Je vous avoue que je n’avais pas fait le lien jusqu’à ce que je reconnaisse les paroles…
Thom : Oui c’est normal, c’est vraiment un nouveau morceau !
On parlait tout à l’heure des statistiques d’écoute de vos morceaux. Vous pensez que le téléchargement risque de disparaître face au streaming ?
Gus : Peut-être que le streaming deviendra le premier mode de consommation si le haut-débit arrive partout. Mais aujourd’hui, le problème c’est que ceux qui ne jurent que par ça sont tous dans des villes comme Paris ou New York, là où le haut-débit est omniprésent. A l’opposé, au Royaume-Uni, il y a d’immenses zones où il n’est pas disponible, ni Internet via mobile. Mon oncle, par exemple, ne peut même pas se servir de Spotify tellement sa connexion est mauvaise. Il faut vraiment garder ça en tête.
Joe : Si ça devenait un service public, et que c’était accessible partout pour tout le monde, peut-être que les gens n’auraient plus besoin de télécharger.

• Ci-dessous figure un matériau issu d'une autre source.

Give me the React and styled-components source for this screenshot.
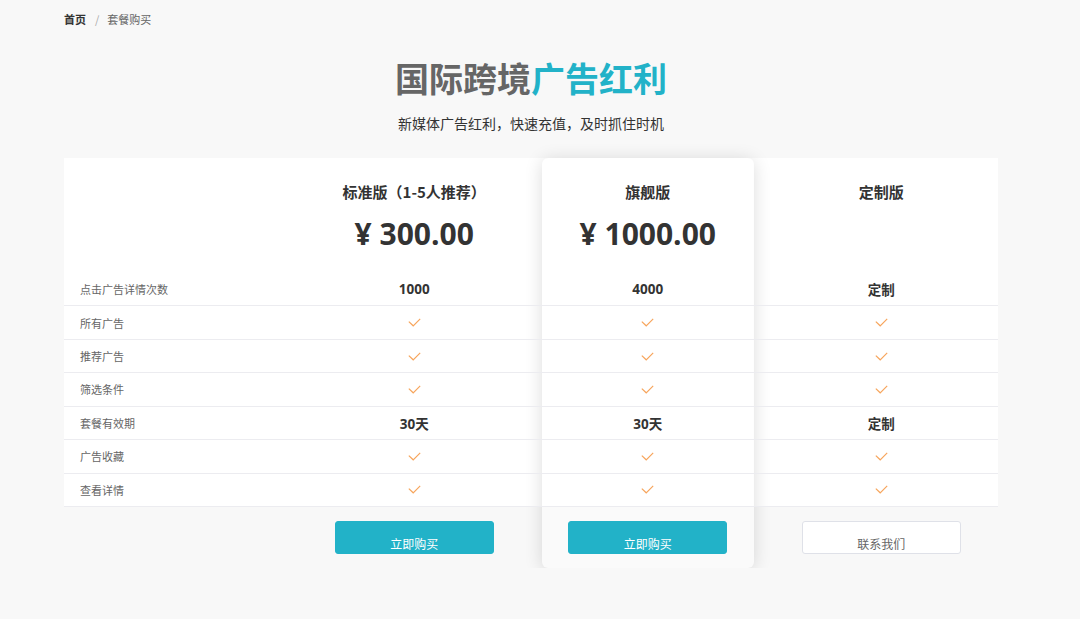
import React from "react";
import styled, { createGlobalStyle } from "styled-components";

const GlobalStyle = createGlobalStyle`
	html, body {
		margin: 0;
		padding: 0;
		background: #f8f8f8;
		font-family: "Open Sans", "Noto Sans CJK SC", sans-serif;
		color: #333;
	}
`;

const Page = styled.div`
	width: 934px;
	margin-left: 64px;
	padding-top: 11px;
`;

const Crumbs = styled.nav`
	display: flex;
	align-items: center;
	gap: 7px;
	font-size: 11px;
	line-height: 16px;
	color: #666;
	font-family: "Noto Sans CJK SC", sans-serif;
`;

const CrumbHome = styled.span`
	font-weight: 700;
	color: #333;
`;

const CrumbSep = styled.span`
	color: #aaa;
	margin: 0 1px 0 2px;
`;

const Hero = styled.header`
	display: flex;
	flex-direction: column;
	align-items: center;
	padding-top: 28px;
	font-family: "Noto Sans CJK SC", sans-serif;
`;

const Title = styled.h1`
	margin: 0;
	font-size: 34px;
	line-height: 46px;
	font-weight: 700;
	color: #666;
`;

const Accent = styled.span`
	color: #22b2c8;
`;

const Subtitle = styled.p`
	margin: 12px 0 0;
	font-size: 14px;
	line-height: 20px;
	color: #333;
`;

const Grid = styled.section`
	margin-top: 25px;
	display: grid;
	grid-template-columns: repeat(4, 1fr);
	grid-template-rows: 115px repeat(7, 33.43px) 61px;
`;

const Backdrop = styled.div`
	grid-column: 1 / -1;
	grid-row: 1 / 9;
	background: #fff;
`;

const Highlight = styled.div`
	grid-column: 3;
	grid-row: 1 / -1;
	margin: 0 11px;
	border-radius: 6px;
	background: linear-gradient(#fff, #fff) top / 100% 349px no-repeat, #fafafa;
	box-shadow: 0 2px 18px rgba(0, 0, 0, 0.14);
`;

const PlanHead = styled.div`
	grid-row: 1;
	grid-column: ${(p) => p.$col};
	display: flex;
	flex-direction: column;
	align-items: center;
	padding-top: 23px;
	z-index: 1;
`;

const PlanName = styled.h2`
	margin: 0;
	font-family: "Noto Sans CJK SC", sans-serif;
	font-size: 15px;
	line-height: 22px;
	font-weight: 700;
	color: #333;
`;

const Price = styled.div`
	margin-top: 11px;
	font-size: 30px;
	line-height: 40px;
	font-weight: 700;
	color: #333;
`;

const Cell = styled.div`
	grid-row: ${(p) => p.$row};
	grid-column: ${(p) => p.$col};
	display: flex;
	align-items: center;
	justify-content: ${(p) => (p.$label ? "flex-start" : "center")};
	padding-left: ${(p) => (p.$label ? "16px" : "0")};
	box-sizing: border-box;
	border-bottom: 1px solid #ececf0;
	font-family: "Open Sans", "Noto Sans CJK SC", sans-serif;
	font-size: ${(p) => (p.$label ? "11px" : "13.5px")};
	font-weight: ${(p) => (p.$label ? 400 : 700)};
	color: ${(p) => (p.$label ? "#666" : "#333")};
	z-index: 1;
`;

const Foot = styled.div`
	grid-row: 9;
	grid-column: ${(p) => p.$col};
	display: flex;
	justify-content: center;
	padding-top: 14px;
	z-index: 1;
`;

const Button = styled.button`
	width: 159px;
	height: 33px;
	box-sizing: border-box;
	padding: 14px 0 0;
	border-radius: 3px;
	border: 1px solid ${(p) => (p.$ghost ? "#dfe1e8" : "#22b2c8")};
	background: ${(p) => (p.$ghost ? "#fff" : "#22b2c8")};
	color: ${(p) => (p.$ghost ? "#666" : "#fff")};
	font-family: "Noto Sans CJK SC", sans-serif;
	font-size: 12px;
	line-height: 16px;
	cursor: pointer;
`;

const Check = () => (
	<svg width="13" height="9" viewBox="0 0 13 9" fill="none">
		<polyline points="0.8,3.6 5.2,7.8 12.2,0.8" stroke="#f7a55c" strokeWidth="1.2" />
	</svg>
);

const plans = [
	{ name: "标准版（1-5人推荐）", price: "¥ 300.00", action: "立即购买" },
	{ name: "旗舰版", price: "¥ 1000.00", action: "立即购买" },
	{ name: "定制版", price: "", action: "联系我们", ghost: true },
];

const features = [
	{ label: "点击广告详情次数", values: ["1000", "4000", "定制"] },
	{ label: "所有广告", values: [true, true, true] },
	{ label: "推荐广告", values: [true, true, true] },
	{ label: "筛选条件", values: [true, true, true] },
	{ label: "套餐有效期", values: ["30天", "30天", "定制"] },
	{ label: "广告收藏", values: [true, true, true] },
	{ label: "查看详情", values: [true, true, true] },
];

const App = () => {
	return (
		<>
			<GlobalStyle />
			<Page>
				<Crumbs>
					<CrumbHome>首页</CrumbHome>
					<CrumbSep>/</CrumbSep>
					<span>套餐购买</span>
				</Crumbs>
				<Hero>
					<Title>
						国际跨境<Accent>广告红利</Accent>
					</Title>
					<Subtitle>新媒体广告红利，快速充值，及时抓住时机</Subtitle>
				</Hero>
				<Grid>
					<Backdrop />
					<Highlight />
					{plans.map((plan, i) => (
						<PlanHead key={plan.name} $col={i + 2}>
							<PlanName>{plan.name}</PlanName>
							{plan.price && <Price>{plan.price}</Price>}
						</PlanHead>
					))}
					{features.map((f, r) => (
						<React.Fragment key={f.label}>
							<Cell $row={r + 2} $col={1} $label>
								{f.label}
							</Cell>
							{f.values.map((v, c) => (
								<Cell key={c} $row={r + 2} $col={c + 2}>
									{v === true ? <Check /> : v}
								</Cell>
							))}
						</React.Fragment>
					))}
					{plans.map((plan, i) => (
						<Foot key={plan.name} $col={i + 2}>
							<Button $ghost={plan.ghost}>{plan.action}</Button>
						</Foot>
					))}
				</Grid>
			</Page>
		</>
	);
};

export default App;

Gus : Les ventes de vinyles et les téléchargements augmentent, par contre les ventes de CDs physiques chutent. Bientôt, je pense que les gens qui voudront acheter de la musique choisiront un support physique comme le vinyle et les autres se contenteront de le streamer. Dans ce cas peut-être que les CDs et les téléchargements disparaîtront, oui.
Thom : Moi, j’aime bien avoir mes albums dans mon iTunes, parce que je n’ai pas le souci de le streamer…
Joe : Et puis quand tu le télécharges, tu as un certain confort grâce à une structure à laquelle tu es habitué avec la pochette etc. Tu n’as pas ça avec le streaming !
Thom : En tout cas, le streaming c’est vraiment cool pour tout ce qui est nouveau. Par exemple pour les groupes qui ne sont pas signés, c’est une vraie opportunité.